As a native of the U.K., Owen holds Hollywood film-making in very high regard, while recognizing the talent and creativity that abound in both the U.K. and the U.S.
“My experience of watching television in the UK is that we all watch American programs, actually, and those are what we’re trying to [emulate],” the actor admitted. “There definitely are some very good shows in both countries, but I think it’s a generalization to say either one or the other. I really do. I think there’s pure talent in both countries, and they produce according to their cultures. And both seem to work and cross over. That’s the truth.”
Owen also touched a little bit on his character, Ripley Holden, as well as the musical numbers he occasionally has to break into. Despite being an accomplished baritone, the actor still encountered certain challenges and limitations.
“That’s what I personally love about Ripley,” Owen said, referring to Viva Laughlin‘s premiere episode where his character bets everything on a game of roulette. “Here’s a guy who, if he’s going to own a casino, should never gamble, but there’s something just slightly gone in him that makes him take a choice there. He’s not 100 percent stable at times and not to get into an essay about gambling, but I have a friend in mind who did a play about poker, and then he ended up giving up being an actor and he now gambles in casinos. But he will do that worldwide, and he’ll end up going through a five-day competition of poker and he’ll win it. Then, on his way out, he’ll put it all on the roulette table. That’s a gambler.

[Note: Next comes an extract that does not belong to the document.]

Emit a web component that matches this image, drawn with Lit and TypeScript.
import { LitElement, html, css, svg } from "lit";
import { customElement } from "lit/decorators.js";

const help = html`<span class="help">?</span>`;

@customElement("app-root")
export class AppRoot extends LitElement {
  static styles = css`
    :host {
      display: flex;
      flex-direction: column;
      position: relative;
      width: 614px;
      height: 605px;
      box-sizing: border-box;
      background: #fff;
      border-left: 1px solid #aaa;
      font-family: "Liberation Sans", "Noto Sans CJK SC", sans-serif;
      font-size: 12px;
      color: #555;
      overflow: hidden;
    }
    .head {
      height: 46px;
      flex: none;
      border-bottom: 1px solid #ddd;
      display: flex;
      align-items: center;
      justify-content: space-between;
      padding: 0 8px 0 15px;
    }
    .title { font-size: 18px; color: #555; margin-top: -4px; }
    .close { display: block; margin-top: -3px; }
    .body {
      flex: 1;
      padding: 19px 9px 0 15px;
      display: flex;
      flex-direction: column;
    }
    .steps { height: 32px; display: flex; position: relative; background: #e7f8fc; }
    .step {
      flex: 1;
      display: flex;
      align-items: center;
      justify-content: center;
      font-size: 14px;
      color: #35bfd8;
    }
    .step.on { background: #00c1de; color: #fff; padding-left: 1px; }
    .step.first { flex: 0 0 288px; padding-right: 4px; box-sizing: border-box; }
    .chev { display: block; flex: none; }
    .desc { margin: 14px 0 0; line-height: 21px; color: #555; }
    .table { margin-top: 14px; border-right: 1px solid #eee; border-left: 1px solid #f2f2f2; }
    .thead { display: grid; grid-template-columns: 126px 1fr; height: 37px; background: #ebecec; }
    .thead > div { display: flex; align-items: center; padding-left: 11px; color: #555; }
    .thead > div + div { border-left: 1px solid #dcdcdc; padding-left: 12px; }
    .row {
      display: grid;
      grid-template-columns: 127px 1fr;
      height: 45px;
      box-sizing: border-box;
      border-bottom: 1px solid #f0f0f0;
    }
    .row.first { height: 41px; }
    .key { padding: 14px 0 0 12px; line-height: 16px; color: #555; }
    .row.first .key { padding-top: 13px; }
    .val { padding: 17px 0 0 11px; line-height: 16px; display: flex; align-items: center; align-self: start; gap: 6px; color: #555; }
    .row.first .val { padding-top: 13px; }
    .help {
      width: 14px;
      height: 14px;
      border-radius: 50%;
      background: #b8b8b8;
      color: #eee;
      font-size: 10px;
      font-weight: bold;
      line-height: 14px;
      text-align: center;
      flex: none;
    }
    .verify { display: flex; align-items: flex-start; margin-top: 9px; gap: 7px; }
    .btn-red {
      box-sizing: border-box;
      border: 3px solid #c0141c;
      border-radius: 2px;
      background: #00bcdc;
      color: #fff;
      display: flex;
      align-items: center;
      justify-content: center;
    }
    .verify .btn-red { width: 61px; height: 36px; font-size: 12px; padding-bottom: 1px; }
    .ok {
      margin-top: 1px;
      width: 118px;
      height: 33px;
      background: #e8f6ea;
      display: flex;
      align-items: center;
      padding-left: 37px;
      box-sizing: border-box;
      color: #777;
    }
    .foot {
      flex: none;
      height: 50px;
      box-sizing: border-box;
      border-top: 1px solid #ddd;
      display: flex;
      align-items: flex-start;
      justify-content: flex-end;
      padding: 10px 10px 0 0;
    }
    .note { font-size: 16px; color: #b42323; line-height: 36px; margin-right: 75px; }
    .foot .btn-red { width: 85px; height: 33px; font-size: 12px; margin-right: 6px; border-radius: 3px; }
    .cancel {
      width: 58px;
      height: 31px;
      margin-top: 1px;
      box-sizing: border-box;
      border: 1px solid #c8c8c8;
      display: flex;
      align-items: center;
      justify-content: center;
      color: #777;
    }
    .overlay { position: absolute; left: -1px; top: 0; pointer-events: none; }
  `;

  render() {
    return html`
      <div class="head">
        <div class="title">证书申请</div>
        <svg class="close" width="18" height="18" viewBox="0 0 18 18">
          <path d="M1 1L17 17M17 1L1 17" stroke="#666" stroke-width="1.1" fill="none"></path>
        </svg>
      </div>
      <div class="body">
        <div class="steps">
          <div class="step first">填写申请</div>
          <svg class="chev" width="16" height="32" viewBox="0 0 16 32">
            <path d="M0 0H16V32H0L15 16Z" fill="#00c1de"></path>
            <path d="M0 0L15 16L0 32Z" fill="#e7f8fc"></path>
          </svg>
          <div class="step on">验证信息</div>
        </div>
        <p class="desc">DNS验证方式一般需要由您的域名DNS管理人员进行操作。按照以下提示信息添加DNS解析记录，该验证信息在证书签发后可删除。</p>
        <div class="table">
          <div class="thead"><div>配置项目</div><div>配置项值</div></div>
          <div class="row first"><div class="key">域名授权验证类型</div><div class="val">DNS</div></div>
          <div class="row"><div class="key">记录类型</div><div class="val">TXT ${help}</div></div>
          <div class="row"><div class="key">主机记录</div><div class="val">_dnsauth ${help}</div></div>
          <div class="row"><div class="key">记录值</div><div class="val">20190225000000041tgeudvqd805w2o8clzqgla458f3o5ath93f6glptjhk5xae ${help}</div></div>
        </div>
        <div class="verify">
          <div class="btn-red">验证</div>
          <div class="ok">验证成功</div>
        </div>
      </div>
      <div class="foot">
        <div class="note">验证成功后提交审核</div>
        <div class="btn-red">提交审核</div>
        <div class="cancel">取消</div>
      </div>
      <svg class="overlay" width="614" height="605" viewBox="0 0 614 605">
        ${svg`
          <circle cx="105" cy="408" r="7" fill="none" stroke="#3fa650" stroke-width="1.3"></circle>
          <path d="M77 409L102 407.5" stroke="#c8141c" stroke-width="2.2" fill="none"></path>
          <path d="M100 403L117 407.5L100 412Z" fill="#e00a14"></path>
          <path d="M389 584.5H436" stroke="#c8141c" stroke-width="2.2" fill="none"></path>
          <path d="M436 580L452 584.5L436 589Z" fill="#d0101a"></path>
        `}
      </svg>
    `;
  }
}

That’s the nature of gambling.”
As for his singing, Owen brought up his “Viva Las Vegas” duet with the King, Elvis Presley.
“He was very generous to me ’til we had to hit that last note,” Owen said in jest. “The difficult thing for that one was that his range is a lot higher than mine. He’s a tenor, and I’m a bass baritone, so to find that range was quite tough at times, particularly the end, actually. But I loved it.”